Andiamo al mare? Sulla spiaggia, a prendere il sole, giocare con la sabbia, riscaldarci le ossa, ritrovare la serenità, smaltire lo stress prima di tornare nelle nostre città a lavorare. Siamo in estate, che bella l’estate, quella degli adolescenti innamorati della vita, pronti a cambiare il mondo, desiderosi di crescere il più in fretta possibile per fare quello che vogliono, come vogliono, senza subire l’influenza delle famiglie. Quanto si sbagliano, gli adolescenti, solo crescendo capiranno quanto, veramente, la famiglia sia la sola cosa importante, l’unica su cui contare, anima e corpo. Eppure quelle vacanze, quei viaggi estivi, quei momenti in compagnia, non si sa bene di chi, non si sa bene per quanto tempo e nemmeno esattamente dove, non si scorderanno mai. Quel senso di libertà finisce presto e poi arrivano le responsabilità, come questa nave, pronta per essere messa in acqua, pronta per solcare il mare e portare i vacanzieri in qualche posto lontano, libero dalla paura e ricco di iodio, che fa bene alle ossa ma anche allo spirito. Siamo uomini e Papetti ce lo racconta così bene da farci commuovere.
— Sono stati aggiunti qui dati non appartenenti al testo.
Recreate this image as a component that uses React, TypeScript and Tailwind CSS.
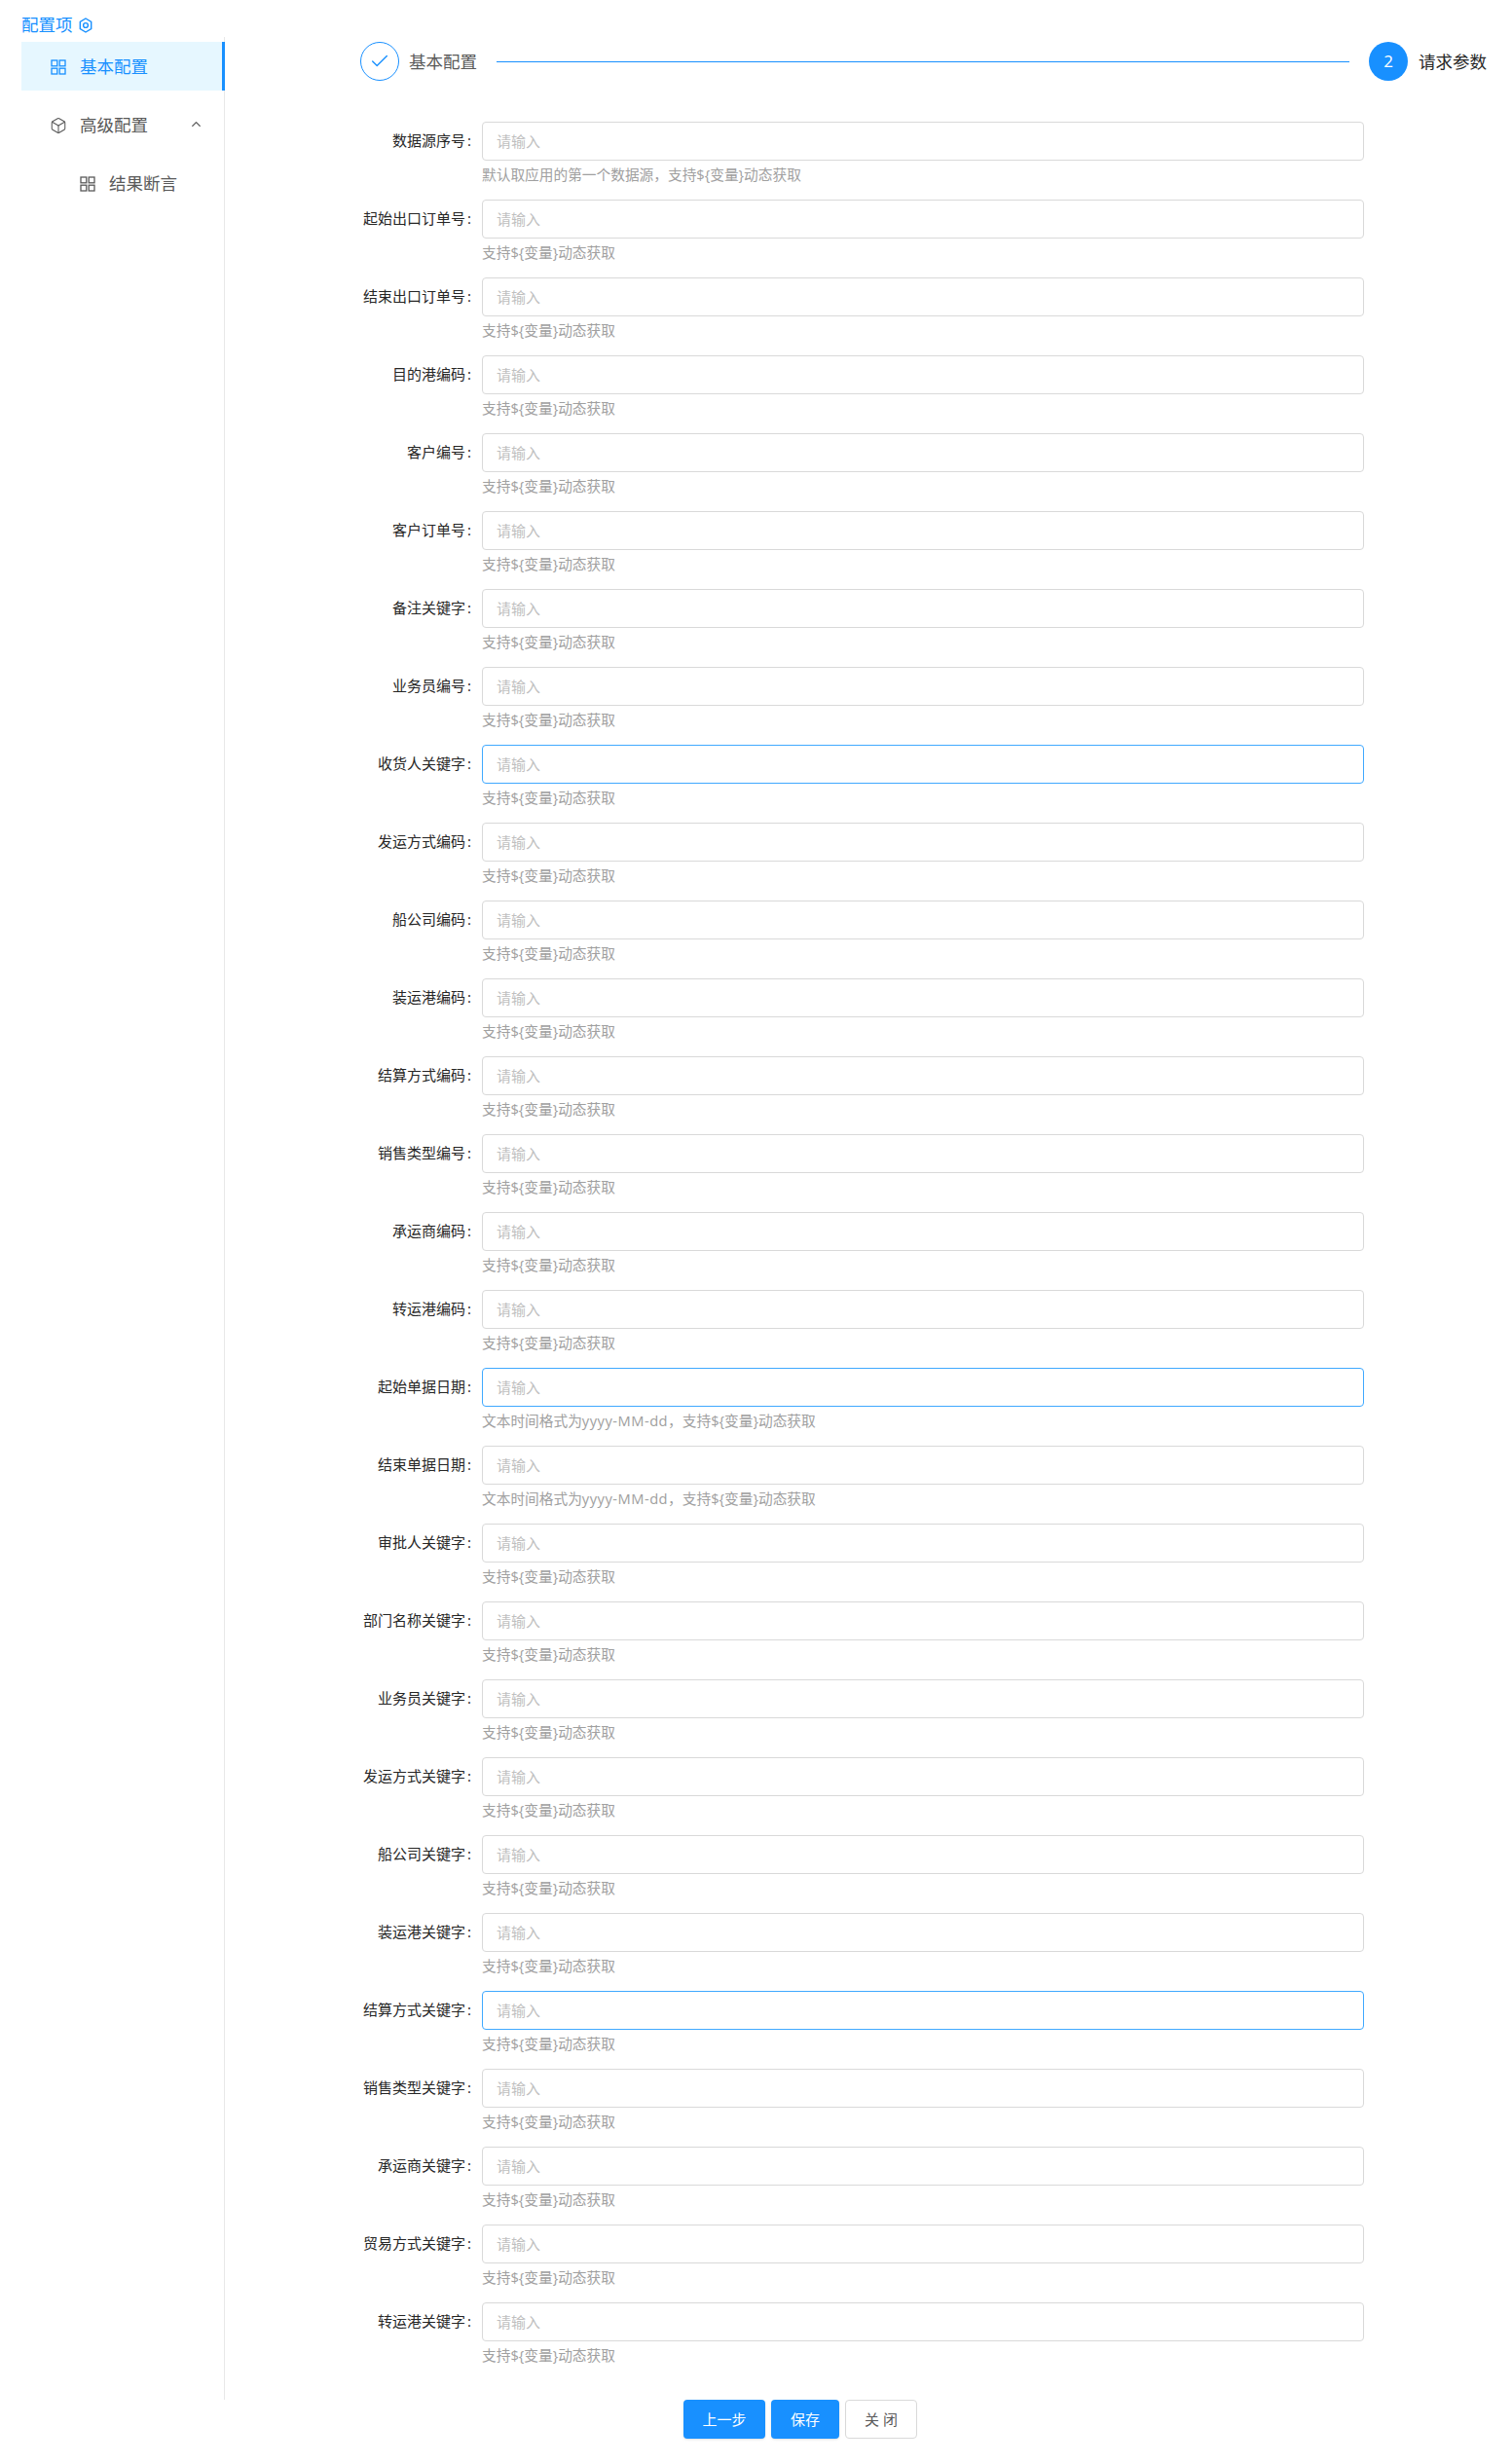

Alessandro Papetti, milanese, dove nasce nel 1958, sfrutta tutta la sua vita, dagli anni Ottanta in poi, per dedicarsi alla costruzione di questo percorso artistico infinito, dall’impalpabile verismo, dall’inconsistente relazione spazio-temporale tra noi e, beh, ancora noi. Credo che la frase che sto per citare, in conclusione di questo commento artistico, sia la più netta e definita per contraddistinguere ciò che siamo e ciò che Papetti ha fatto per noi. Qualcosa di grande, qualcosa di speciale, qualcosa di davvero utile ma, attenzione, va letto tutto correttamente.
“Il compito attuale dell’arte è di introdurre il caos nell’ordine.”